Stewart Brand The dawn of de-extinction. Are you ready?
Throughout humankind's history, we've driven species after species extinct: the passenger pigeon, the Eastern cougar, the dodo ... But now, says Stewart Brand, we have the technology (and the biology) to bring back species that humanity wiped out. So — should we? Which ones? He asks a big question whose answer is closer than you may think.
Michael Archer How we'll resurrect the gastric brooding frog, the Tasmanian tiger
The gastric brooding frog lays its eggs just like any other frog — then swallows them whole to incubate. That is, it did until it went extinct 30 years ago. Paleontologist Michael Archer makes a case to bring back the gastric brooding frog and the thylacine, commonly known as the Tasmanian tiger.
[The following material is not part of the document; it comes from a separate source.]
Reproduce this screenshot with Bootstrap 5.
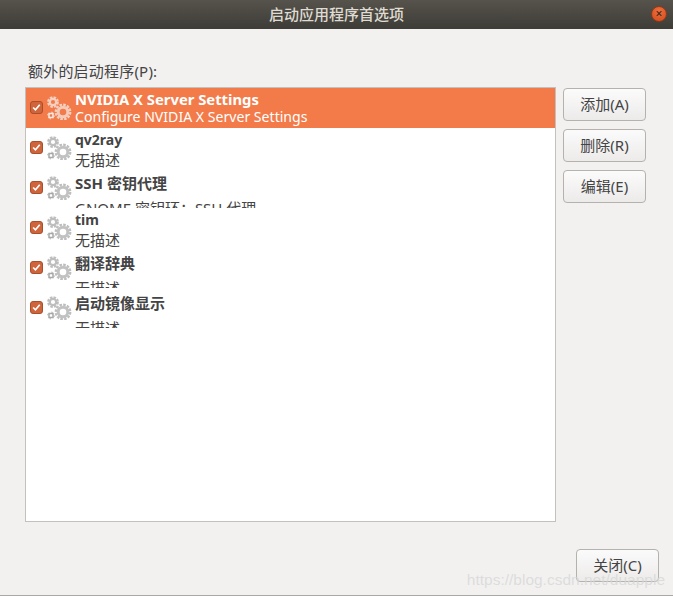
<!DOCTYPE html>
<html lang="en">
<head>
    <meta charset="UTF-8">
    <meta name="viewport" content="width=device-width, initial-scale=1.0">
    <title>启动应用程序首选项</title>
    <link href="https://cdn.jsdelivr.net/npm/bootstrap@5.3.3/dist/css/bootstrap.min.css" rel="stylesheet">
    <style>
        html, body {
            height: 596px;
            overflow: hidden;
        }
        body {
            background-color: #f2f1f0;
            color: #444;
            font-family: "Noto Sans", "Noto Sans CJK SC", sans-serif;
            font-size: 15px;
        }
        .win-title {
            height: 29px;
            background: linear-gradient(#56534c, #3e3c37);
            color: #dfdbd2;
            font-weight: 500;
        }
        .win-close {
            right: 6px;
            top: 6px;
            width: 16px;
            height: 16px;
            background: radial-gradient(circle at 50% 30%, #f0703f, #cf4a1c);
            border: 1px solid #8f3a16;
            font-size: 12px;
            line-height: 13px;
            color: #41281c;
        }
        .win-body {
            padding: 33px 27px 0 25px;
            height: 567px;
            border-bottom: 1px solid #a9a8a6;
        }
        .list-label {
            padding-left: 3px;
            height: 25px;
            line-height: 18px;
            letter-spacing: .2px;
        }
        .app-list {
            width: 531px;
            height: 435px;
            background: #fff;
            border: 1px solid #c3c1bd;
        }
        .app-row {
            height: 40px;
            overflow: hidden;
        }
        .app-row.active-row {
            background: #f37b4a;
            color: #fff;
        }
        .app-check {
            width: 13px;
            height: 13px;
            margin: 13px 2px 0 4px;
            background: #d0643a;
            border: 1px solid #a84f2c;
            border-radius: 3px;
        }
        .app-icon {
            width: 26px;
            height: 26px;
            margin: 6px 3px 0 1px;
            color: #a8a8a8;
        }
        .active-row .app-icon {
            color: #f4ece8;
        }
        .app-name {
            font-weight: 700;
            line-height: 17px;
            padding-top: 3px;
            font-size: 14px;
        }
        .app-name.wide {
            font-size: 14.8px;
        }
        .app-name.cjk {
            line-height: 25px;
            font-size: 15px;
        }
        .app-desc {
            line-height: 17px;
            font-size: 14.1px;
        }
        .app-desc.cjk {
            padding-top: 3px;
            line-height: 19px;
            font-size: 15px;
        }
        .side-btns {
            width: 83px;
            margin-left: 7px;
            padding-top: 1px;
        }
        .gtk-btn {
            height: 33px;
            width: 83px;
            padding: 0;
            font-size: 15px;
            color: #444;
            background: linear-gradient(#fcfbfb, #ecebea);
            border: 1px solid #b5b2ad;
            border-radius: 4px;
        }
        .close-row {
            padding: 27px 0 0 0;
            margin-right: -13px;
        }
        .watermark {
            right: 8px;
            bottom: 5px;
            color: rgba(215, 215, 215, .8);
            font-family: "Liberation Sans", sans-serif;
            font-size: 15.500px;
        }
    </style>
</head>
<body>
    <svg width="0" height="0" class="position-absolute">
        <symbol id="gears" viewBox="0 0 26 26">
            <g fill="none" stroke="currentColor">
                <circle cx="7" cy="8" r="3.200" stroke-width="2.200" opacity=".75"/>
                <circle cx="7" cy="8" r="5" stroke-width="1.800" stroke-dasharray="2.600 1.330" opacity=".75"/>
                <circle cx="17" cy="18" r="4.800" stroke-width="3" opacity=".7"/>
                <circle cx="17" cy="18" r="7.300" stroke-width="2.200" stroke-dasharray="2.600 1.220" opacity=".75"/>
                <rect x="3" y="19.500" width="4" height="4" stroke-width="1.500"/>
                <circle cx="5" cy="21.500" r="3.300" stroke-width="1.200" stroke-dasharray="1.300 3.880" opacity=".8"/>
            </g>
        </symbol>
        <symbol id="tick" viewBox="0 0 13 13">
            <path fill="none" stroke="#fff" stroke-width="2" d="M2.500 6.500l2.800 2.800 5-6"/>
        </symbol>
    </svg>

    <div class="win-title d-flex align-items-center justify-content-center position-relative">
        启动应用程序首选项
        <div class="win-close position-absolute rounded-circle text-center">×</div>
    </div>

    <div class="win-body">
        <div class="list-label">额外的启动程序(P):</div>
        <div class="d-flex">
            <div class="app-list" id="apps"></div>
            <div class="side-btns d-flex flex-column gap-2">
                <button class="gtk-btn">添加(A)</button>
                <button class="gtk-btn">删除(R)</button>
                <button class="gtk-btn">编辑(E)</button>
            </div>
        </div>
        <div class="close-row d-flex justify-content-end">
            <button class="gtk-btn">关闭(C)</button>
        </div>
    </div>
    <div class="watermark position-absolute">https://blog.csdn.net/duapple</div>

    <script>
        let apps = [
            { name: "NVIDIA X Server Settings", desc: "Configure NVIDIA X Server Settings", nameClass: "wide", active: true },
            { name: "qv2ray", desc: "无描述", descClass: "cjk" },
            { name: "SSH 密钥代理", desc: "GNOME 密钥环：SSH 代理", nameClass: "cjk", descClass: "cjk" },
            { name: "tim", desc: "无描述", descClass: "cjk" },
            { name: "翻译辞典", desc: "无描述", nameClass: "cjk", descClass: "cjk" },
            { name: "启动镜像显示", desc: "无描述", nameClass: "cjk", descClass: "cjk" }
        ];

        let str = "";
        for (let app of apps) {
            str += `
            <div class="app-row d-flex ${app.active ? "active-row" : ""}">
                <svg class="app-check flex-shrink-0"><use href="#tick"/></svg>
                <svg class="app-icon flex-shrink-0"><use href="#gears"/></svg>
                <div>
                    <div class="app-name ${app.nameClass || ""}">${app.name}</div>
                    <div class="app-desc ${app.descClass || ""}">${app.desc}</div>
                </div>
            </div>`;
        }
        document.getElementById("apps").innerHTML = str;
    </script>
    <script src="https://cdn.jsdelivr.net/npm/bootstrap@5.3.3/dist/js/bootstrap.bundle.min.js"></script>
</body>
</html>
George Monbiot For more wonder, rewild the world
Wolves were once native to the US' Yellowstone National Park — until hunting wiped them out. But when, in 1995, the wolves began to come back (thanks to an aggressive management program), something interesting happened: the rest of the park began to find a new, more healthful balance. In a bold thought experiment, George Monbiot imagines a wilder world in which humans work to restore the complex, lost natural food chains that once surrounded us.
Hendrik Poinar Bring back the woolly mammoth!
It’s the dream of kids all around the world to see giant beasts walk the Earth again. Could — and should — that dream be realized? Hendrik Poinar talks about the next big thing: the quest to engineer a creature that looks very much like our furry friend, the woolly mammoth. The first step, to sequence the woolly genome, is nearly complete. And it’s huge.
Ellen Jorgensen What you need to know about CRISPR
Should we bring back the wooly mammoth? Or edit a human embryo? Or wipe out an entire species that we consider harmful? The genome-editing technology CRISPR has made extraordinary questions like these legitimate — but how does it work? Scientist and community lab advocate Ellen Jorgensen is on a mission to explain the myths and realities of CRISPR, hype-free, to the non-scientists among us.